I couldn’t quite work out what it did/would do so I contacted Strava support who took a little while to work out that basically it would display summary data from Strava while riding.

I usually track with my Garmin Edge 705, as I like the navigation, display options and the battery life on really long rides. But I thought I’d give the Strava app a go to test the fit tonight on a shorter evening ride.

First problem was that Strava crashed every time I started recording. I eventually un-installed and re-installed Strava and it ran.

Update: this was a bug with Strava 4.0.1, when I re-installed I got 4.0.2 which fixed the bug. Nothing to do with the fit.

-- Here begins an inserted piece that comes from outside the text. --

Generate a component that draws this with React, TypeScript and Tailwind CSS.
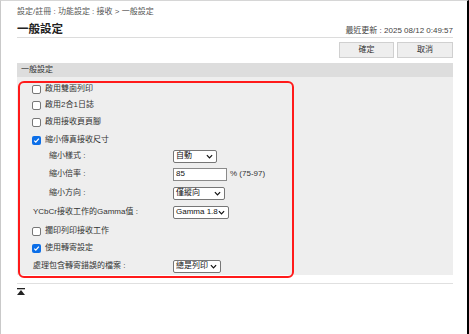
import React from "react";

const font = { fontFamily: '"Liberation Sans", "Noto Sans CJK TC", sans-serif' };

const Check = ({ on }: { on?: boolean }) =>
  on ? (
    <span className="flex h-[9px] w-[9px] items-center justify-center rounded-[2px] bg-[#0b6ee8]">
      <svg width="7" height="7" viewBox="0 0 10 10">
        <path d="M1.8 5.2 L4 7.4 L8.4 2.4" fill="none" stroke="white" strokeWidth="1.8" />
      </svg>
    </span>
  ) : (
    <span className="h-[9px] w-[9px] rounded-[2px] border border-[#777] bg-white" />
  );

const Chevron = () => (
  <svg width="7" height="5" viewBox="0 0 8 5">
    <path d="M1 1 L4 4 L7 1" fill="none" stroke="#111" strokeWidth="1.4" />
  </svg>
);

const Select = ({ value, w }: { value: string; w: string }) => (
  <div className={`flex h-[13px] items-center justify-between rounded-[2px] border border-[#767676] bg-white pl-[2px] pr-[3px] ${w}`}>
    <span className="text-[8px] leading-none text-[#111]">{value}</span>
    <Chevron />
  </div>
);

const CheckRow = ({ label, on, h }: { label: string; on?: boolean; h: string }) => (
  <div className={`flex items-center gap-[4px] pl-[15px] ${h}`}>
    <Check on={on} />
    <span className="text-[8px] leading-none text-[#333]">{label}</span>
  </div>
);

const FieldRow = ({ label, sub, h, children }: { label: string; sub?: boolean; h: string; children: React.ReactNode }) => (
  <div className={`flex items-center pl-[16px] ${h}`}>
    <span className={`text-[8px] leading-none text-[#333] ${sub ? "w-[140px] pl-[16px]" : "w-[140px]"}`}>{label}</span>
    {children}
  </div>
);

export default function App() {
  return (
    <div style={font} className="relative h-[334px] w-[469px] overflow-hidden border-l border-t border-l-[#c9c9c9] border-t-[#d6d6d6] border-r-2 border-r-black bg-white">
      <div className="ml-[16px] w-[436px] pt-[5px]">
        <div className="text-[8px] leading-[12px] text-[#555]">設定/註冊 : 功能設定 : 接收 &gt; 一般設定</div>
        <div className="mt-[3px] flex items-end justify-between border-b border-[#dcdcdc]">
          <div className="text-[11.5px] font-bold leading-[16px] text-[#222]">一般設定</div>
          <div className="text-[8px] leading-[12px] text-[#444]">最近更新 : 2025 08/12 0:49:57</div>
        </div>
        <div className="mt-[4px] flex justify-end gap-[3px]">
          <button className="h-[16px] w-[55px] border border-[#d0d0d0] bg-[#eeeeee] text-[8px] text-[#333]">確定</button>
          <button className="h-[16px] w-[56px] border border-[#d0d0d0] bg-[#eeeeee] text-[8px] text-[#333]">取消</button>
        </div>
        <div className="mt-[5px] flex h-[14px] items-center bg-[#dddddd] pl-[4px] text-[8px] text-[#333]">一般設定</div>
        <div className="relative bg-[#eeeeee] pt-[4px]">
          <CheckRow label="啟用雙面列印" h="h-[16px]" />
          <CheckRow label="啟用2合1日誌" h="h-[16px]" />
          <CheckRow label="啟用接收頁頁腳" h="h-[18px]" />
          <CheckRow label="縮小傳真接收尺寸" on h="h-[18px]" />
          <FieldRow label="縮小樣式 :" sub h="h-[14px]">
            <Select value="自動" w="w-[44px]" />
          </FieldRow>
          <FieldRow label="縮小倍率 :" sub h="h-[22px]">
            <div className="flex h-[13px] w-[54px] items-center border border-[#8a8a8a] bg-white pl-[2px] text-[8px] text-[#111]">85</div>
            <span className="ml-[3px] text-[8px] text-[#333]">% (75-97)</span>
          </FieldRow>
          <FieldRow label="縮小方向 :" sub h="h-[16px]">
            <Select value="僅縱向" w="w-[52px]" />
          </FieldRow>
          <FieldRow label="YCbCr接收工作的Gamma值 :" h="h-[22px]">
            <Select value="Gamma 1.8" w="w-[56px]" />
          </FieldRow>
          <CheckRow label="擱印列印接收工作" h="h-[16px]" />
          <CheckRow label="使用轉寄設定" on h="h-[18px]" />
          <FieldRow label="處理包含轉寄錯誤的檔案 :" h="h-[18px]">
            <Select value="總是列印" w="w-[48px]" />
          </FieldRow>
          <div className="pointer-events-none absolute left-[1px] top-[4px] h-[197px] w-[276px] rounded-[6px] border-2 border-[#ff1a1a]" />
        </div>
        <div className="mt-[8px] border-t border-[#e0e0e0]" />
        <div className="mt-[4px]">
          <svg width="8" height="7" viewBox="0 0 8 7">
            <rect x="0" y="0" width="8" height="1.3" fill="#222" />
            <path d="M4 2 L8 7 L0 7 Z" fill="#222" />
          </svg>
        </div>
      </div>
    </div>
  );
}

Then on my wrist, time elapsed and distance were displayed, along with a “chequered flag” which I presumed stopped the work out. I pressed the button on the fit to go adjust the brightness. After that I couldn’t get the Strava app to display again on the fit.

So I stopped recording and started again, the fit screen went all garbled, it lost connection to the phone and rebooted. I tried again a few times. No luck.

So I rebooted the phone and the fit and tried again.

This time I got the display back, and didn’t turn it off!

This displays nicely the elapsed time and the distance:

Strava Summary on the gear fit
Strava Summary on the gear fit

I thought wouldn’t it be nice to see segment information, so tried swiping the screen, and there we had it, the last segment I had ridden with my time for the segment:

Strava Segment on the Gear Fit
Strava Segment on the Gear Fit

Great! Perfect for short evening segment hunting rides, I can see my progress through the latest segment, and I can see the PR maybe?

Only I can’t. After I got to the top of Give it Some to the Pub, it came up. Short segment. I then kept an eye on it as I dropped down through Killamarsh.

As I was trying to draft a big car through the village on the Killamarsh Tramstop Dash and then smash myself up Halfway Up, it was still telling me I was 100% through Give it Some to the Pub in 20s.

Which is a bit disappointing.

Still, it’s new, and can only get better!

And having a button instantly there on my wrist to stop the Strava app is neat, any time I do use the Strava app over my Garmin. Which given the instant segment information and the Gear Fit information (as it gets better) I am very likely to do for shorter rides.

I’ll pass the info on to Strava, and hopefully it’ll be made more stable soon.